Bu erkeklik şovu sınıfsal da değil. Sokakta da en ‘çaça’ mekânda da karşınıza çıkabiliyor. Erkek olmakla ilgili bir şey sadece. Çok ilkel bir dürtü olduğuna inanıyorum bunun. Alfa erkeklik: Sürünün en güçlüsü ve lideri olabilmek. Nasıl köpekler kendi alanlarını işeyerek belirliyorsa, kimisi de kebapçıyla burgerci arasına bambu çit gererek yapıyor.
Maçoluk çılgınlığında ünlü örneklerimizin diğerlerinden tek farkı, sadece arkalarına sığındıkları bir kartvizit, yaptıkları her şeyi kapatan şöhret ve toplumun diğer alfa adaylarından aldıkları bol alkış. Terim’in kartvizitini ondan çektiğimizde geriye ‘Fatih’ adlı bir adam, Arda Turan’dan alkışı kestiğinizdeyse ‘Bayrampaşalı Arda’ kalıyor sadece. Gerisiyse çok tanıdık simalar. Memleketimizin yüzbinlerce kıraathanesine yayılmış ya da metroda bacaklarını toplamadan oturma eğitimini tamamlayamamış milyonlarca erkek...

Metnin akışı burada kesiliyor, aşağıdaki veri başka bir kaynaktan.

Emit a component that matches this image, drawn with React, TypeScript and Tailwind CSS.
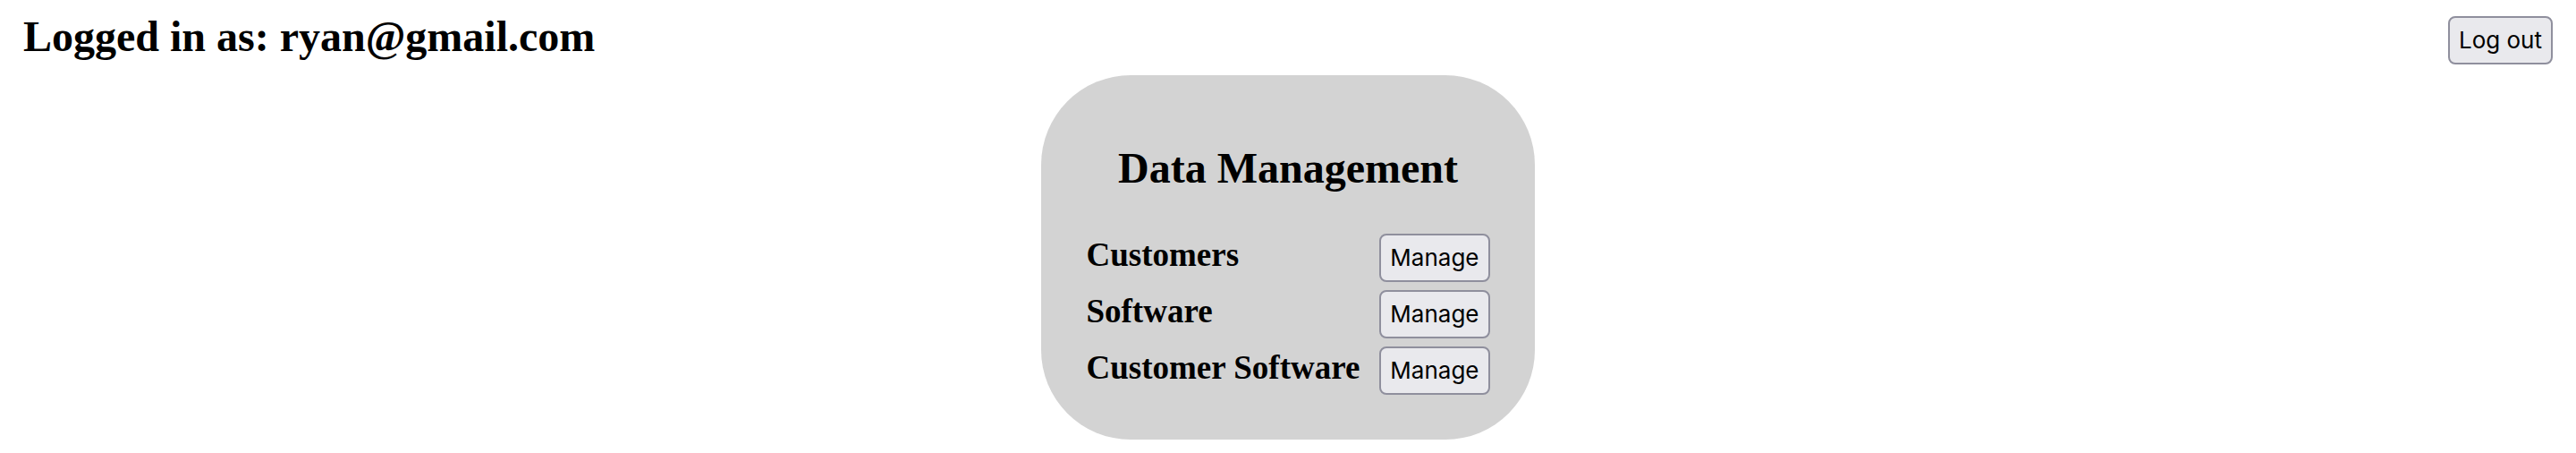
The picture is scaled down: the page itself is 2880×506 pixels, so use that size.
const rows = ["Customers", "Software", "Customer Software"];

const buttonStyle =
  "h-[54px] shrink-0 rounded-lg border-2 border-[#8f8f9d] bg-[#e9e9ed] px-2.5 font-[Inter,sans-serif] text-[26px] leading-8 text-black";

export default function App() {
  return (
    <div className="bg-white font-['Liberation_Serif',serif] text-black">
      <header className="flex items-start justify-between px-[26px] pt-[18px]">
        <h1 className="text-[48px] font-bold leading-[46px]">Logged in as: ryan@gmail.com</h1>
        <button type="button" className={buttonStyle}>Log out</button>
      </header>
      <main className="flex justify-center pt-3">
        <section className="flex flex-col items-center rounded-[100px] bg-[#d3d3d3] px-[50px] pb-[50px] pt-[77px]">
          <h2 className="text-[48px] font-bold leading-[54px]">Data Management</h2>
          <ul className="mt-[46px] flex w-full flex-col gap-[9px]">
            {rows.map((name) => (
              <li key={name} className="flex items-start justify-between gap-[22px]">
                <h3 id={name.replace(" ", "-")} className="whitespace-nowrap text-[37px] font-bold leading-[48px]">{name}</h3>
                <button type="button" aria-describedby={name.replace(" ", "-")} className={buttonStyle}>Manage</button>
              </li>
            ))}
          </ul>
        </section>
      </main>
    </div>
  );
}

Bir restorana girer girmez sen daha ayakta beklerken masaları birleştirmeye çalışan, tuvaletlerin kapısında helaline zeval gelmesin diye dikilen, sevgilisine kazayla çarptığında olay çıkaran, vejetaryenlerle dalga geçen, veganlara cüzzamlıymış gibi davranan, şort giyen kadını yumruklayan, namusunu korumak için çekip vuran, bir tribünde buluşup kadın cinsel organını ‘koymak’ fiiliyle birleştirip kelimelerinin arasına sıkça yerleştiren, ‘i..e’ kelimesini hakaret olarak ciyak ciyak kullanan erkekler... Peki neden böyleler? Cevabı çok basit aslında çünkü türlerinin sonu geliyor. ‘Homo erectus’ oldukları dönemden beri böyleler. Erekte olup ayağa dikildiler ve orada kaldılar. Dünya bambaşka bir yere evrildi ama onlar hâlâ aynı ilkelliklerindeler. Ve içgüdüsel olarak bunu hissediyorlar. İnsanlar şiddetin, maçoluğun karşısında nasıl duracaklarını öğrendikleri andan itibaren işleri bitti aslında. O yüzden sesleri çok çıkıyor, fırsat buldukları her anda maçoluklarını haykırıyor, hâlâ kabadayılıkla işleri yürüteceklerini sanıyorlar. Orantısız zekânın karşısında duramıyor, mizahın, nezaketin yanında ne yapacaklarını bilemiyor, hâlâ kendilerine ait bir sınır belirlemek için dövüşüyorlar. Bırakalım biraz daha dövüşsünler, erkeklik haykırsınlar, bu son zamanlarının tadını çıkarsınlar. Sonları geliyor çünkü. Onlara sinirlenmeyin ya da şaşırmayın. Gülüp geçin.